Tuesday, April 08, 2008

Those Best Laid Plans...

I consider myself a highly adaptable person. I handle change well. Ok, there was the time when the spot where we always sit for daily Mass was roped off as reserved for several days in a row for seemingly no reason (the spot was filled with random latecomers for the first few days). So, let's just say that I normally handle change easily if I understand that there is some reason behind it. I don't even mind changes for reasons I don't completely understand, but yet accept, like day light savings time. I tease my husband because he frequently is still suffering the change two or three weeks later. "Oh come on," I say, "what's a little shift in routine?"

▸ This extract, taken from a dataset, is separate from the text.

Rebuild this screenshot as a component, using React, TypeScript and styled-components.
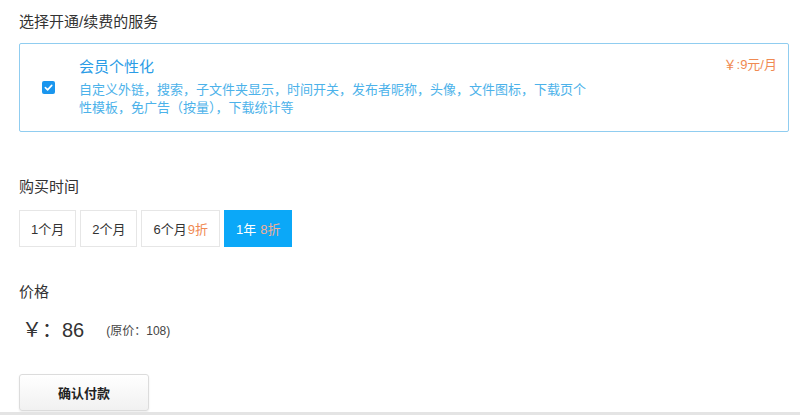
import React from 'react';
import styled, {createGlobalStyle} from 'styled-components';

const GlobalStyle = createGlobalStyle`
  body {
    margin: 0;
    background: white;
    font-family: "Liberation Sans", "Noto Sans CJK SC", sans-serif;
    color: #333;
  }
`;

const Page = styled.div`
  width: 800px;
  height: 415px;
  overflow: hidden;
  display: flex;
  flex-direction: column;
`;

const Content = styled.div`
  padding: 12px 11px 0 19px;
`;

const Label = styled.div<{$gap: number}>`
  font-size: 15px;
  line-height: 20px;
  color: #333;
  margin-top: ${p => p.$gap}px;
`;

const ServiceBox = styled.div`
  margin-top: 11px;
  border: 1px solid #90cdf0;
  border-radius: 2px;
  padding: 13px 11px 14px 22px;
  display: flex;
  align-items: center;
`;

const Check = styled.span`
  width: 13px;
  height: 13px;
  border-radius: 2px;
  background: #1a96ee;
  display: flex;
  align-items: center;
  justify-content: center;
  flex-shrink: 0;
`;

const Info = styled.div`
  margin-left: 24px;
  flex: 1;
`;

const Name = styled.div`
  font-size: 15px;
  line-height: 20px;
  color: #2a9ce6;
`;

const Desc = styled.div`
  margin-top: 4px;
  font-size: 13px;
  line-height: 18px;
  color: #4cb2ea;
  max-width: 514px;
`;

const Price = styled.div`
  align-self: flex-start;
  margin-top: -2px;
  font-size: 13px;
  line-height: 20px;
  color: #f08a52;
`;

const Options = styled.div`
  margin-top: 13px;
  display: flex;
  gap: 4px;
`;

const Option = styled.div<{$active?: boolean}>`
  height: 37px;
  box-sizing: border-box;
  padding: 0 11px;
  display: flex;
  align-items: center;
  font-size: 13px;
  border: 1px solid ${p => (p.$active ? '#0ba8f8' : '#e6e6e6')};
  background: ${p => (p.$active ? '#0ba8f8' : 'white')};
  color: ${p => (p.$active ? 'white' : '#333')};
`;

const Discount = styled.span<{$active?: boolean}>`
  margin-left: ${p => (p.$active ? 4 : 1)}px;
  color: ${p => (p.$active ? '#f4ae94' : '#f08a52')};
`;

const PriceLine = styled.div`
  margin-top: 11px;
  height: 30px;
  display: flex;
  align-items: center;
  padding-left: 3px;
`;

const Amount = styled.span`
  font-size: 20px;
  color: #333;
`;

const Original = styled.span`
  margin-left: 22px;
  font-size: 12px;
  color: #444;
  margin-top: 3px;
`;

const PayButton = styled.button`
  margin-top: 31px;
  width: 130px;
  height: 37px;
  border: 1px solid #dcdcdc;
  border-radius: 3px;
  background: linear-gradient(#ffffff, #f1f1f1);
  box-shadow: 0 1px 2px rgba(0, 0, 0, 0.08);
  font-family: "Liberation Sans", "Noto Sans CJK SC", sans-serif;
  font-size: 13px;
  font-weight: bold;
  color: #222;
`;

const Footer = styled.div`
  margin-top: 1px;
  height: 3px;
  background: #e4e4e4;
`;

const options = [
  {label: '1个月'},
  {label: '2个月'},
  {label: '6个月', discount: '9折'},
  {label: '1年', discount: '8折', active: true},
];

export default function App() {
  return (
    <Page>
      <GlobalStyle />
      <Content>
        <Label $gap={0}>选择开通/续费的服务</Label>
        <ServiceBox>
          <Check>
            <svg width="9" height="9" viewBox="0 0 10 10">
              <path d="M1.5 5.2 L4 7.6 L8.6 2.6" fill="none" stroke="white" strokeWidth="1.8" strokeLinecap="round" strokeLinejoin="round" />
            </svg>
          </Check>
          <Info>
            <Name>会员个性化</Name>
            <Desc>自定义外链，搜索，子文件夹显示，时间开关，发布者昵称，头像，文件图标，下载页个性模板，免广告（按量），下载统计等</Desc>
          </Info>
          <Price>￥:9元/月</Price>
        </ServiceBox>

        <Label $gap={45}>购买时间</Label>
        <Options>
          {options.map(o => (
            <Option key={o.label} $active={o.active}>
              {o.label}
              {o.discount && <Discount $active={o.active}>{o.discount}</Discount>}
            </Option>
          ))}
        </Options>

        <Label $gap={35}>价格</Label>
        <PriceLine>
          <Amount>￥：86</Amount>
          <Original>(原价：108)</Original>
        </PriceLine>

        <PayButton>确认付款</PayButton>
      </Content>
      <Footer />
    </Page>
  );
}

But today I have realized a distinction. I handle change well, as long as I am responding to a change that has happened to me, something coming in from an external source. I've mastered coping that way quite well. (Have I said that enough yet?)

What I haven't mastered is the ability to discern, plan, and implement change from the inside out. Perhaps I have even insisted, or over-emphasized, that God was calling me in a certain direction, because if I can pin the call the change on God, it is easier for me to handle. I am reminded of a 10 year old girl I knew who was being asked on a date by a boy at school. She asked her mother if it was OK to tell him "my mom won't let me" because it made her feel safer than refusing him on her own behalf.

But dear me, I'm not 10 years old. And God's life is not external to my own. (There are certain sectors of my soul which haven't gotten this memo yet.) God animates me by His Spirit to live my human life. I have long recognized the vanity in composing my own agenda and and asking God to "bless it," or take it as His own, but perhaps I have made the error on the opposite end of the pendulum -- waiting for specific orders from God about details of my life that He has entrusted to my ability to use my brain. Or somehow feeling there's no reason to change until "pushed" from the outside. And that is a lack of the use of reason.


I've tried, you see, to put myself on programs of great change and have failed miserably and repeatedly. Even as a child I struggled with my night-owlness, for example, and planned to wake early every morning, with a schedule to the 5-minute interval of what I'd do. I always set excessively high standards and desired a quick rise to perfection. Obviously, quick failure ensued. But I think these impossible goals were fueled by fear and insecurity, and I had plenty of this fuel to keep me trying again and again. Eventually, I think it is accurate to say, I developed a strong case of learned helplessness: I just can't make myself change.

But what does Christ have to say to this? What did He say into my life? Christ became my hero, bursting through the locked door or flying in through the window (or so I perceived), to bring me out of helplessness. In the last fifteen years or so, the deepest lessons I've learned have been baby-step lessons on how to stand on my own feet and walk, "by the Spirit," in what I have come to see as God's direction of leading.



But what I dug down into today, meeting as a CL Fraternity, was this thing of stumbling upon my ability to choose to change, when change is discerned as necessary, or even possibly helpful. This seems so simple it should almost be embarrassing to admit. But Jesus is concerned with restoring my humanity down to the most basic elements.

Let's take an example: meal planning. I generally decide what to make for dinner a few hours, or less, before dinner each day. I know that many highly organized women, whether by necessity or habit, plan their meals on paper two to four weeks ahead of time. I have thought to myself, boy, that's really just not me. I've thought that so much planning really would impinge on my freedom. But something in the back of my head knows that on the days when I get things ready for dinner earlier than usual, I feel freer, in fact, because I don't have that crunch time pressure to suddenly become creative, and I'm free to be with my kids, or to relax if they are otherwise occupied, in what seems to be a rough time of day for us all. I also consider that if I planned, it would be a way of showing love to my family by adding special touches of various sorts, including needing the help of my kids who like to help cook. Not to mention, I know that planning is a skill that I want my children to be able to develop.

And yet, I cling to this vision of myself as too much of a "free spirit" to plan meals. If I look intently into the vision, I see the fear: what if I fail. What if I can't do it. I fear becoming a slave to a plan, rather than using it as a tool. I fear my latent inflexibility will cause me to break when I need to tweak the plan. Ok, change IS very difficult for me!!


As an unschooler, I know need to embrace the truth that I am human, and I can learn! Moreover, I have grace, and I can grow. All of my day is given to Christ, and it is Him I serve, not a plan, and not some menacing specter demanding perfection. I can experiment! I can keep what serves me, and dismiss what blocks.

This is such a mundane thing, but I am shaking in my boots. But I know that if I tell you, my faithful blog readers, of my self-challenge, I will be far more likely to take courage and follow through.